▸ Problem to solve
Don't include pictures. Quote the lines below from the first through the line that contains "const u = (s: string)".
━━━━━━━━━━━━━━━━
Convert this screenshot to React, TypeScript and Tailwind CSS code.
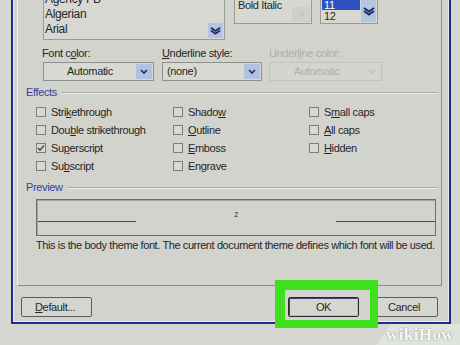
import type { ReactNode } from 'react';

const u = (s: string) => <span className="underline">{s}</span>;

function Arrow({ disabled }: { disabled?: boolean }) {
  return (
    <svg width="8" height="5" viewBox="0 0 8 5">
      <path
        d="M1 1 L4 4 L7 1"
        fill="none"
        stroke={disabled ? '#c3c3bf' : '#1c2c6a'}
        strokeWidth="1.6"
      />
    </svg>
  );
}

function DoubleChevron({ w, h }: { w: number; h: number }) {
  return (
    <svg width={w} height={h} viewBox="0 0 12 9">
      <path d="M1 1.5 L6 5 L11 1.5" fill="none" stroke="#1d2b66" strokeWidth="2" />
      <path d="M1 4.5 L6 8 L11 4.5" fill="none" stroke="#1d2b66" strokeWidth="2" />
    </svg>
  );
}

function Dropdown({
  width,
  text,
  center,
  disabled,
}: {
  width: string;
  text: string;
  center?: boolean;
  disabled?: boolean;
}) {
  return (
    <div
      className={`${width} h-[19px] flex border ${
        disabled ? 'border-[#c2c2bd] bg-[#d5d5cf]' : 'border-[#8f8f8b] bg-[#d9d9d3]'
      }`}
    >
      <div
        className={`flex-1 leading-[17px] ${center ? 'text-center' : 'pl-[4px]'} ${
          disabled ? 'text-[#aeaeaa]' : 'text-[#262626]'
        }`}
      >
        {text}
      </div>
      <div
        className={`w-[16px] my-px mr-px flex items-center justify-center ${
          disabled ? '' : 'bg-[#b2c0e2]'
        }`}
      >
        <Arrow disabled={disabled} />
      </div>
    </div>
  );
}

function Check({ label, checked }: { label: ReactNode; checked?: boolean }) {
  return (
    <div className="flex items-center h-[18px]">
      <div className="w-[10px] h-[10px] border border-[#7c7c78] bg-[#d9d9d3] flex items-center justify-center">
        {checked && (
          <svg width="8" height="8" viewBox="0 0 8 8">
            <path d="M1 4 L3 6.2 L7 1.5" fill="none" stroke="#2a5a2a" strokeWidth="1.5" />
          </svg>
        )}
      </div>
      <span className="ml-[5px] text-[#262626]">{label}</span>
    </div>
  );
}

function Heading({ text }: { text: string }) {
  return (
    <div className="h-[13px] flex items-center pl-[8px] pr-[3px]">
      <span className="text-[#37409a] leading-[13px]">{text}</span>
      <div className="flex-1 ml-[5px] border-t border-b border-t-[#abaaa5] border-b-[#ecece8]" />
    </div>
  );
}

export default function App() {
  return (
    <div className="w-[460px] h-[345px] overflow-hidden relative bg-[#d6d6d3] font-['Liberation_Sans',Arial,sans-serif] text-[11px] tracking-[-0.35px]">
      <div className="ml-[11px] w-[440px] h-[324px] border-x-2 border-b-2 border-[#202c8c] bg-[#d3d3cd]">
        <div className="h-full border-x border-b border-[#ebebe7] flex flex-col pl-[3px] pr-[6px]">
          {/* tab page */}
          <div className="h-[286px] border-l border-r border-b border-l-[#f0f0ec] border-r-[#8c8c88] border-b-[#8c8c88] flex flex-col">
            {/* font / style / size */}
            <div className="h-[40px] flex items-start">
              <div className="ml-[25px] w-[182px] h-[40px] border-x border-b border-[#9a9a96] bg-[#d8d8d2] flex overflow-hidden">
                <div className="flex-1 -mt-[8px] pl-[1px] text-[12px] text-[#262626]">
                  <div className="h-[15px] leading-[15px]">Agency FB</div>
                  <div className="h-[15px] leading-[15px]">Algerian</div>
                  <div className="h-[15px] leading-[15px]">Arial</div>
                </div>
                <div className="w-[15px] mr-px flex flex-col justify-end pb-px">
                  <div className="h-[15px] bg-[#b6c3e2] flex items-center justify-center">
                    <DoubleChevron w={11} h={9} />
                  </div>
                </div>
              </div>
              <div className="ml-[9px] w-[78px] h-[24px] border-x border-b border-[#9a9a96] bg-[#d8d8d2] flex">
                <div className="flex-1 pl-[3px] leading-[11px] text-[#262626]">Bold Italic</div>
                <div className="w-[18px] h-[15px] mt-[7px] mr-px bg-[#d0d0ca] flex items-center justify-center">
                  <Arrow disabled />
                </div>
              </div>
              <div className="ml-[8px] w-[58px] h-[24px] border-x border-b border-[#9a9a96] bg-[#d8d8d2] flex">
                <div className="flex-1 pl-px">
                  <div className="h-[10px] bg-[#2d52bf] text-white leading-[10px] pl-[2px] mr-px">11</div>
                  <div className="h-[13px] leading-[13px] pl-[2px] text-[#262626]">12</div>
                </div>
                <div className="w-[15px] h-[22px] mr-px bg-[#b6c3e2] flex items-center justify-center">
                  <DoubleChevron w={12} h={10} />
                </div>
              </div>
            </div>

            {/* labels */}
            <div className="mt-[7px] h-[13px] flex leading-[13px]">
              <div className="ml-[24px] w-[120px] text-[#262626]">
                Font c{u('o')}lor:
              </div>
              <div className="w-[107px] text-[#262626]">{u('U')}nderline style:</div>
              <div className="text-[#aeaeaa]">Underl{u('i')}ne color:</div>
            </div>

            {/* dropdowns */}
            <div className="mt-[2px] flex">
              <div className="ml-[25px]">
                <Dropdown width="w-[111px]" text="Automatic" center />
              </div>
              <div className="ml-[8px]">
                <Dropdown width="w-[100px]" text="(none)" />
              </div>
              <div className="ml-[7px]">
                <Dropdown width="w-[113px]" text="Automatic" center disabled />
              </div>
            </div>

            <div className="mt-[5px]">
              <Heading text="Effects" />
            </div>

            <div className="mt-[4px] pl-[18px] grid grid-cols-[137px_136px_1fr]">
              <Check label={<>Stri{u('k')}ethrough</>} />
              <Check label={<>Shado{u('w')}</>} />
              <Check label={<>S{u('m')}all caps</>} />
              <Check label={<>Dou{u('b')}le strikethrough</>} />
              <Check label={<>{u('O')}utline</>} />
              <Check label={<>{u('A')}ll caps</>} />
              <Check label={<>Su{u('p')}erscript</>} checked />
              <Check label={<>{u('E')}mboss</>} />
              <Check label={<>{u('H')}idden</>} />
              <Check label={<>Su{u('b')}script</>} />
              <Check label={<>En{u('g')}rave</>} />
              <div />
            </div>

            <div className="mt-[6px]">
              <Heading text="Preview" />
            </div>

            <div className="mt-[5px] ml-[18px] w-[400px] h-[37px] border border-[#6f6f6c]">
              <div className="h-full border-t border-l border-[#a4a49f] flex items-start">
                <div className="w-[98px] h-px mt-[20px] bg-[#4a4a48]" />
                <div className="flex-1 text-center text-[7px] leading-[7px] mt-[10px] text-[#222]">2</div>
                <div className="w-[99px] h-px mt-[20px] bg-[#4a4a48]" />
              </div>
            </div>

            <div className="mt-[3px] pl-[18px] h-[13px] leading-[13px] text-[#262626] tracking-[-0.4px]">
              This is the body theme font. The current document theme defines which font will be used.
            </div>
          </div>

          {/* buttons */}
          <div className="mt-[11px] h-[20px] flex pl-[4px] pr-[4px]">
            <button className="w-[71px] h-[20px] border border-[#5c5c5a] rounded-[2px] bg-[#d6d6d0] text-[#262626] text-left pl-[13px] leading-[18px]">
              {u('D')}efault...
            </button>
            <button className="ml-auto w-[71px] h-[20px] border border-[#2a2a32] rounded-[2px] bg-[#d6d6d0] text-[#262626] leading-[16px] p-0">
              <div className="h-full border border-[#3e4372] border-r-[#b8b8b4] border-b-[#b8b8b4]">OK</div>
            </button>
            <button className="ml-[11px] w-[68px] h-[20px] border border-[#5c5c5a] rounded-[2px] bg-[#d6d6d0] text-[#262626] leading-[18px]">
              Cancel
            </button>
          </div>
        </div>
      </div>

      {/* highlight box */}
      <div className="absolute left-[275px] top-[280px] w-[103px] h-[48px] border-[#3fdf1e] border-t-[10px] border-l-[10px] border-r-[8px] border-b-[8px]" />

      {/* watermark */}
      <svg className="absolute left-0 top-0" width="460" height="345">
        <polygon points="376,345 391,324 460,324 460,345" fill="#dfe5dc" />
      </svg>
      <div className="absolute left-[386px] top-[326px] text-[17px] leading-[18px] font-bold tracking-[0.4px] font-['Liberation_Serif',serif] text-[#fafaf8] [text-shadow:0_0_1.5px_#6e6e6c]">
        wikiHow
      </div>
    </div>
  );
}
━━━━━━━━━━━━━━━━
▸ Response to the task
Convert this screenshot to React, TypeScript and Tailwind CSS code.
import type { ReactNode } from 'react';

const u = (s: string) => <span className="underline">{s}</span>;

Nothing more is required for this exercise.